The second main problem was that the expert was not flexible enough, because its problem solving strategy was not sufficiently opportunistic (an in the action mode, negotiation is not separated from task-level reasoning). We re-designed the expert and made it more opportunistic: there were fewer cases where the expert disagree not because the user decision was unacceptable, but because it had itself previously taken another decision. Although the collaboration was easier after redesign, subjects complained about the lack of negotiation regarding decisions taken by the expert. The problem was due to the absence of action-mode negotiation of the expert decisions. The most ‘strategical’ part of the expert’s reasoning (choosing the independent variables, choosing the modalities for each independent variable) were not negotiable since they were not represented on the screen (in action mode, only displayed objects can be negotiated). However, these 'hidden' decisions inevitably came into focus when agents disagreed. We should either include these decisions in the problem space (i.e. extending the action mode negotiation) or develop an interface for discussing these decisions (i.e. extending the discussion mode), i.e. attempt to fill the gap between the action mode and the discussion mode. Negotiation appeared to be too much centred on action and not enough on underlying knowledge. Once again, a key design issue is deciding which subset of the task commands is available to both agents.

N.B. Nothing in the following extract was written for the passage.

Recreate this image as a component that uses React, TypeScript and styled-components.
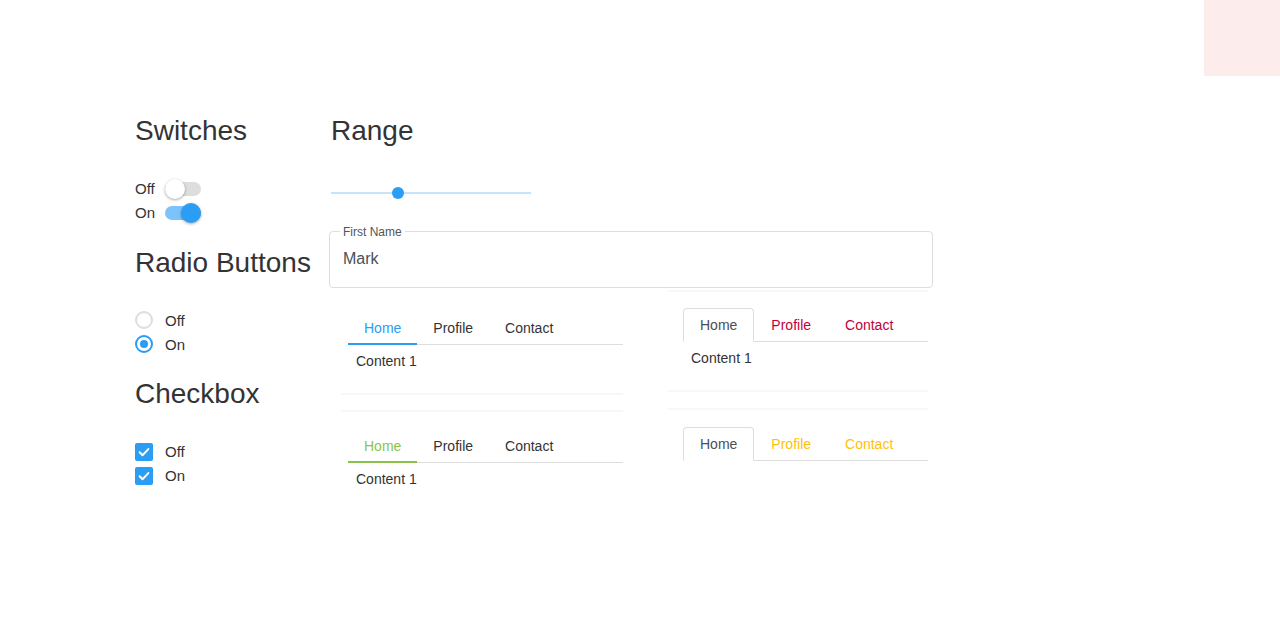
import React from "react";
import styled, { createGlobalStyle, css } from "styled-components";

const GlobalStyle = createGlobalStyle`
  html, body {
    margin: 0;
    padding: 0;
    background: #ffffff;
    font-family: "Liberation Sans", Arial, sans-serif;
    color: #333333;
  }
  * { box-sizing: border-box; }
`;

const BLUE = "#2a9df4";

const Page = styled.div`
  position: relative;
  width: 1280px;
  height: 640px;
  overflow: hidden;
`;

const Corner = styled.div`
  position: absolute;
  top: 0;
  right: 0;
  width: 76px;
  height: 76px;
  background: #fdecec;
`;

const Layout = styled.div`
  display: flex;
  padding: 114px 0 0 135px;
`;

const LeftColumn = styled.div`
  width: 194px;
  display: flex;
  flex-direction: column;
  gap: 21px;
`;

const RightColumn = styled.div`
  width: 604px;
  display: flex;
  flex-direction: column;
`;

const Section = styled.section`
  display: flex;
  flex-direction: column;
`;

const Heading = styled.h3<{ $space?: number; $indent?: number }>`
  margin: 0 0 ${(p) => p.$space ?? 29}px ${(p) => p.$indent ?? 0}px;
  font-size: 28px;
  font-weight: 400;
  line-height: 1.2;
  color: #333333;
  white-space: nowrap;
`;

const Row = styled.label<{ $gap: number }>`
  display: flex;
  align-items: center;
  gap: ${(p) => p.$gap}px;
  height: 24px;
  font-size: 15px;
  color: #333333;
`;

const SwitchTrack = styled.span<{ $on: boolean }>`
  position: relative;
  display: inline-block;
  width: 36px;
  height: 14px;
  border-radius: 7px;
  background: ${(p) => (p.$on ? "#7dc3fb" : "#dddddd")};
`;

const SwitchThumb = styled.span<{ $on: boolean }>`
  position: absolute;
  top: -3px;
  left: ${(p) => (p.$on ? "16px" : "0")};
  width: 20px;
  height: 20px;
  border-radius: 50%;
  background: ${(p) => (p.$on ? BLUE : "#ffffff")};
  box-shadow: 0 1px 3px rgba(0, 0, 0, 0.35);
`;

const Radio = styled.span<{ $on: boolean }>`
  display: inline-flex;
  align-items: center;
  justify-content: center;
  width: 18px;
  height: 18px;
  border-radius: 50%;
  border: 2px solid ${(p) => (p.$on ? BLUE : "#dddddd")};
  background: #ffffff;

  &::after {
    content: "";
    display: ${(p) => (p.$on ? "block" : "none")};
    width: 8px;
    height: 8px;
    border-radius: 50%;
    background: ${BLUE};
  }
`;

const Check = styled.span`
  display: inline-flex;
  align-items: center;
  justify-content: center;
  width: 18px;
  height: 18px;
  border-radius: 2px;
  background: ${BLUE};
`;

const SliderWrap = styled.div`
  position: relative;
  width: 200px;
  height: 20px;
  margin-left: 2px;
  display: flex;
  align-items: center;
`;

const SliderTrack = styled.div`
  width: 100%;
  height: 2px;
  background: #c5e3fb;
`;

const SliderThumb = styled.span`
  position: absolute;
  top: 4px;
  width: 12px;
  height: 12px;
  margin-left: -6px;
  border-radius: 50%;
  background: ${BLUE};
`;

const Field = styled.fieldset`
  margin: 22px 0 0;
  padding: 0 10px 8px;
  border: 1px solid #dddddd;
  border-radius: 4px;
`;

const Legend = styled.legend`
  padding: 0 3px;
  font-size: 12px;
  line-height: 14px;
  color: #555555;
`;

const Input = styled.input`
  display: block;
  width: 100%;
  height: 40px;
  padding: 0 3px;
  border: none;
  outline: none;
  background: transparent;
  font-family: "Liberation Sans", Arial, sans-serif;
  font-size: 16px;
  color: #495057;
`;

const TabGrid = styled.div`
  display: grid;
  grid-template-columns: 282px 260px;
  column-gap: 45px;
  row-gap: 13px;
  margin: 2px 0 0 12px;
  align-items: start;
`;

type Rules = "top" | "bottom" | "both";
const RULE = "2px solid #f6f7f9";

const Panel = styled.div<{ $variant: "line" | "box"; $rules: Rules }>`
  border-top: ${(p) => (p.$rules === "bottom" ? "2px solid transparent" : RULE)};
  border-bottom: ${(p) => (p.$rules === "top" ? "2px solid transparent" : RULE)};
  ${(p) =>
    p.$variant === "line"
      ? css`
          margin-top: 2px;
          padding: 18px 0 16px 7px;
        `
      : css`
          padding: ${p.$rules === "top" ? 17 : 16}px 0 16px 15px;
        `}
`;

const TabList = styled.div`
  display: flex;
  border-bottom: 1px solid #dddddd;
`;

const LineTab = styled.span<{ $active: boolean; $accent: string }>`
  padding: 1px 16px 0;
  line-height: 30px;
  font-size: 14px;
  margin-bottom: -1px;
  border-bottom: 2px solid ${(p) => (p.$active ? p.$accent : "transparent")};
  color: ${(p) => (p.$active ? p.$accent : "#333333")};
`;

const BoxTab = styled.span<{ $active: boolean; $color: string }>`
  padding: 0 16px;
  line-height: 32px;
  font-size: 14px;
  margin-bottom: -1px;
  border: 1px solid transparent;
  border-radius: 4px 4px 0 0;
  color: ${(p) => p.$color};

  ${(p) =>
    p.$active &&
    css`
      border-color: #dddddd #dddddd #ffffff;
      background: #ffffff;
      color: #495057;
    `}
`;

const TabContent = styled.div`
  padding: 8px 8px;
  font-size: 14px;
  line-height: 16px;
  color: #333333;
`;

const TABS = ["Home", "Profile", "Contact"];

function CheckMark() {
  return (
    <svg width="14" height="14" viewBox="0 0 24 24" fill="none">
      <path d="M4.5 12.5l5 5L19.5 7" stroke="#ffffff" strokeWidth="3.4" strokeLinecap="round" strokeLinejoin="round" />
    </svg>
  );
}

function LineTabs({ accent, rules, content }: { accent: string; rules: Rules; content?: string }) {
  return (
    <Panel $variant="line" $rules={rules}>
      <TabList>
        {TABS.map((t, i) => (
          <LineTab key={t} $active={i === 0} $accent={accent}>
            {t}
          </LineTab>
        ))}
      </TabList>
      {content && <TabContent>{content}</TabContent>}
    </Panel>
  );
}

function BoxTabs({ color, rules, content }: { color: string; rules: Rules; content?: string }) {
  return (
    <Panel $variant="box" $rules={rules}>
      <TabList>
        {TABS.map((t, i) => (
          <BoxTab key={t} $active={i === 0} $color={color}>
            {t}
          </BoxTab>
        ))}
      </TabList>
      {content && <TabContent>{content}</TabContent>}
    </Panel>
  );
}

export default function App() {
  const range = 33.5;
  return (
    <Page>
      <GlobalStyle />
      <Corner />
      <Layout>
        <LeftColumn>
          <Section>
            <Heading>Switches</Heading>
            <Row $gap={10}>
              Off
              <SwitchTrack $on={false}>
                <SwitchThumb $on={false} />
              </SwitchTrack>
            </Row>
            <Row $gap={10}>
              On
              <SwitchTrack $on>
                <SwitchThumb $on />
              </SwitchTrack>
            </Row>
          </Section>
          <Section>
            <Heading>Radio Buttons</Heading>
            <Row $gap={12}>
              <Radio $on={false} />
              Off
            </Row>
            <Row $gap={12}>
              <Radio $on />
              On
            </Row>
          </Section>
          <Section>
            <Heading>Checkbox</Heading>
            <Row $gap={12}>
              <Check>
                <CheckMark />
              </Check>
              Off
            </Row>
            <Row $gap={12}>
              <Check>
                <CheckMark />
              </Check>
              On
            </Row>
          </Section>
        </LeftColumn>
        <RightColumn>
          <Heading $space={35} $indent={2}>
            Range
          </Heading>
          <SliderWrap>
            <SliderTrack />
            <SliderThumb style={{ left: `${range}%` }} />
          </SliderWrap>
          <Field>
            <Legend>First Name</Legend>
            <Input defaultValue="Mark" />
          </Field>
          <TabGrid>
            <LineTabs accent={BLUE} rules="bottom" content="Content 1" />
            <BoxTabs color="#c4003a" rules="both" content="Content 1" />
            <LineTabs accent="#8bc34a" rules="top" content="Content 1" />
            <BoxTabs color="#ffc107" rules="top" />
          </TabGrid>
        </RightColumn>
      </Layout>
    </Page>
  );
}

We also experimented Memolab with two human agents playing only with the task interface (two people in front of a single machine). It appears that the type of negotiation should not be modelled at the rule level, but "below the rule level, i.e. as a negotiation of the scope of the variables in that rule [Dillenbourg, to appear]. We should develop inference engines in which the instantiation of variables is not performed internally, but negotiated with the user.